I don't think you'll find a definition -- I think it will be self-evident.

See Title 5 of the United States Code, "Government Organization and Employees", Part III, "Employees", Subpart A, "General Provisions", Chapter 21, "Definitions", Section 2105, "Employee":

(a) For the purpose of this title, “employee”, except as otherwise provided by this section or when specifically modified, means an officer and an individual who is--

(1) appointed in the civil service by one of the following acting in an official capacity--

(A) the President;

( B ) a Member or Members of Congress, or the Congress;

( C) a member of a uniformed service;

(D) an individual who is an employee under this section;

(E) the head of a Government controlled corporation; or

(F) an adjutant general designated by the Secretary concerned under section 709© of title 32;

(2) engaged in the performance of a Federal function under authority of law or an Executive act; and

(3) subject to the supervision of an individual named by paragraph (1) of this subsection while engaged in the performance of the duties of his position.

( b ) An individual who is employed at the United States Naval Academy in the midshipmen's laundry, the midshipmen's tailor shop, the midshipmen's cobbler and barber shops, and the midshipmen's store, except an individual employed by the Academy dairy (if any), and whose employment in such a position began before October 1, 1996, and has been uninterrupted in such a position since that date is deemed an employee.

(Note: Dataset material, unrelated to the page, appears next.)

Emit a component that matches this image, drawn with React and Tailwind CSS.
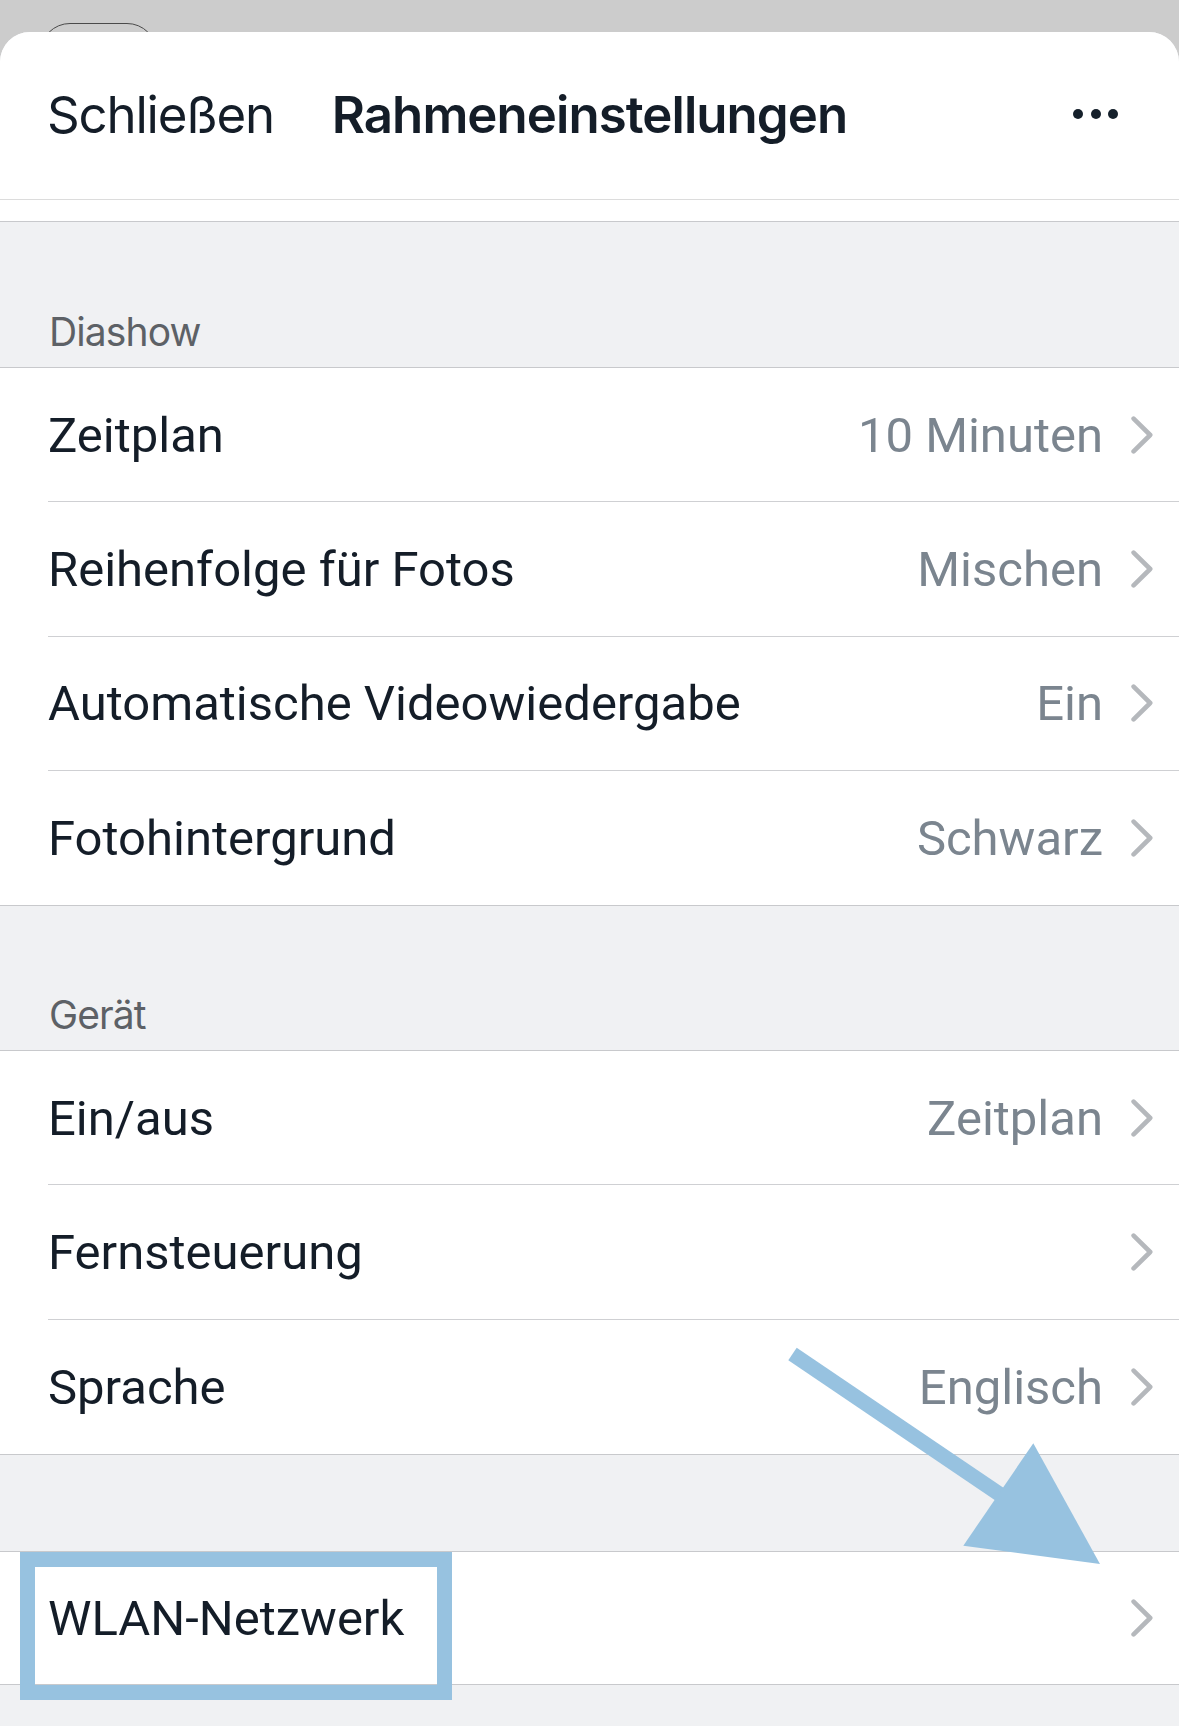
import React from "react";

const Chevron = () => (
  <svg width="22" height="38" viewBox="0 0 22 38" className="shrink-0">
    <path d="M2.6 2.6 L19.2 19 L2.6 35.4" fill="none" stroke="#b5b8bc" strokeWidth="4.6" strokeLinecap="round" strokeLinejoin="round" />
  </svg>
);

const rowFont = { fontFamily: "Roboto, 'Noto Sans', 'Liberation Sans', sans-serif" };

const Row = ({ label, value, last, h = "h-[134.25px]" }) => (
  <div className={`pl-[48px] bg-white ${h}`}>
    <div className={`h-full flex items-center pr-[26px] ${last ? "" : "border-b border-[#cfd0d3]"}`}>
      <span className="flex-1 text-[49px] text-[#141d28] translate-y-[1px]" style={rowFont}>{label}</span>
      {value ? <span className="text-[49px] text-[#7b858f] mr-[28px] translate-y-[1px]" style={rowFont}>{value}</span> : null}
      <Chevron />
    </div>
  </div>
);

const SectionHeader = ({ title, h }) => (
  <div className={`${h} flex items-end pl-[49px] pb-[16px]`}>
    <span className="text-[39px] leading-none text-[#5d6166] tracking-[-0.9px]">{title}</span>
  </div>
);

export default function App() {
  return (
    <div
      className="relative w-[1179px] h-[1726px] bg-[#cccccc] overflow-hidden"
      style={{ fontFamily: "Inter, 'Noto Sans', 'Liberation Sans', sans-serif" }}
    >
      <div className="absolute left-[40px] top-[23px] w-[117px] h-[60px] rounded-[40px] border border-[#4a4a4a]" />
      <div className="relative mt-[32px] h-[1694px] bg-[#f0f1f3] rounded-t-[30px] overflow-hidden flex flex-col">
        <div className="h-[168px] shrink-0 bg-white border-b border-[#dcdcdc] grid grid-cols-[1fr_auto_1fr] items-center">
          <span className="pl-[47px] text-[51px] text-[#141d28] tracking-[-1.2px]">Schließen</span>
          <span className="text-[51px] font-semibold text-[#141d28] tracking-[-0.95px]">Rahmeneinstellungen</span>
          <div className="flex justify-end pr-[61px] gap-[7.5px] items-center -translate-y-[2px]">
            <span className="w-[10px] h-[10px] rounded-full bg-[#15202b]" />
            <span className="w-[10px] h-[10px] rounded-full bg-[#15202b]" />
            <span className="w-[10px] h-[10px] rounded-full bg-[#15202b]" />
          </div>
        </div>
        <div className="h-[22px] shrink-0 bg-white border-b border-[#c8c9cc]" />
        <SectionHeader title="Diashow" h="h-[145px] shrink-0" />
        <div className="border-y border-[#c8c9cc] shrink-0">
          <Row label="Zeitplan" value="10 Minuten" />
          <Row label="Reihenfolge für Fotos" value="Mischen" />
          <Row label="Automatische Videowiedergabe" value="Ein" />
          <Row label="Fotohintergrund" value="Schwarz" last />
        </div>
        <SectionHeader title="Gerät" h="h-[144px] shrink-0" />
        <div className="border-y border-[#c8c9cc] shrink-0">
          <Row label="Ein/aus" value="Zeitplan" />
          <Row label="Fernsteuerung" />
          <Row label="Sprache" value="Englisch" last />
        </div>
        <div className="h-[96px] shrink-0" />
        <div className="border-y border-[#c8c9cc] shrink-0">
          <Row label="WLAN-Netzwerk" last h="h-[132px]" />
        </div>
      </div>

      <div className="absolute left-[19.5px] top-[1551.5px] w-[432px] h-[148px] border-[15px] border-[#97c2e0]" />
      <svg className="absolute left-0 top-0 pointer-events-none" width="1179" height="1726" viewBox="0 0 1179 1726">
        <line x1="792.5" y1="1354" x2="1000" y2="1494.5" stroke="#97c2e0" strokeWidth="15" />
        <polygon points="1033.3,1443.3 963.3,1545.7 1100,1564" fill="#97c2e0" />
      </svg>
    </div>
  );
}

( c) An employee paid from nonappropriated funds of the Army and Air Force Exchange Service, Navy Ships Stores Program, Navy exchanges, Marine Corps exchanges, Coast Guard exchanges, and other instrumentalities of the United States under the jurisdiction of the armed forces conducted for the comfort, pleasure, contentment, and mental and physical improvement of personnel of the armed forces is deemed not an employee for the purpose of--

(1) laws administered by the Office of Personnel Management, except--

(A) section 7204;

( B ) as otherwise specifically provided in this title;

( C) the Fair Labor Standards Act of 1938;

(D) for the purpose of entering into an interchange agreement to provide for the noncompetitive movement of employees between such instrumentalities and the competitive service; or

(E) subchapter V of chapter 63, which shall be applied so as to construe references to benefit programs to refer to applicable programs for employees paid from nonappropriated funds; or

(2) subchapter I of chapter 81, chapter 84 (except to the extent specifically provided therein), and section 7902 of this title.

This subsection does not affect the status of these nonappropriated fund activities as Federal instrumentalities.

(d) A Reserve of the armed forces who is not on active duty or who is on active duty for training is deemed not an employee or an individual holding an office of trust or profit or discharging an official function under or in connection with the United States because of his appointment, oath, or status, or any duties or functions performed or pay or allowances received in that capacity.

(e) Except as otherwise provided by law, an employee of the United States Postal Service or of the Postal Regulatory Commission is deemed not an employee for purposes of this title.

(f) For purposes of sections 1212, 1213, 1214, 1215, 1216, 1221, 1222, 2302, and 7701, employees appointed under chapter 73 or 74 of title 38 shall be employees.

The prohibition against contracting with government employees is not statutory. There is no definition of "Government employee" in the FAR. If there was an issue about whether a person is an employee of the Government, it, the parties could look at the above definition from Title 5 of the USC, in which you will find the laws about Government employment, or in a standard dictionary.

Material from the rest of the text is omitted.